Authors: We acknowledge that the study relies exclusively on retrospective self-reports, which are susceptible to recall bias and social-desirability effects. No objective behavioral logs or eye-tracking data were collected in this online survey design. In the revision we will expand §5 to discuss these limitations explicitly, reference methodological literature on consumer surveys, and outline how future work could triangulate with logged search data or controlled experiments. We maintain that the self-report data still supplies useful directional evidence for reframing part of the gap as an information-seeking problem, but we agree it is not conclusive without complementary objective measures. revision: partial
Circularity Check
No significant circularity: empirical survey findings derive from fresh data collection
full rationale
The paper's derivation consists of administering an online survey to 286 participants and interpreting their self-reported search behaviors and consideration of ESG factors for a recent purchase. The central claim—that part of the intention-behavior gap can be framed as an information-seeking problem—follows directly from the observed patterns of indifference, lack of information, and reported search difficulties in this new dataset.

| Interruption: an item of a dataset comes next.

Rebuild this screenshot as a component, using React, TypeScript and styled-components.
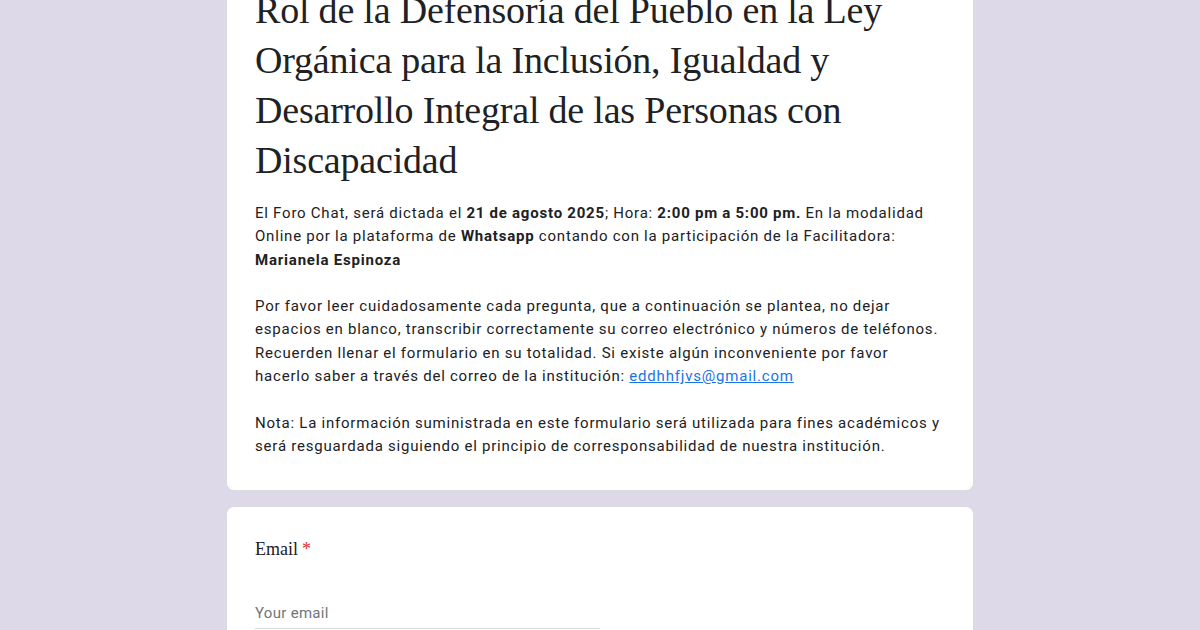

No equations, parameter fitting, self-citations, or prior-work ansatzes are invoked to reduce the conclusion to the inputs by construction. The analysis remains self-contained against external benchmarks because it reports raw survey responses and draws an interpretive reframing without renaming known results or smuggling assumptions via self-reference.
Axiom & Free-Parameter Ledger
axioms (1)
- domain assumption Self-reported survey responses accurately reflect participants' true search behaviors and purchase considerations.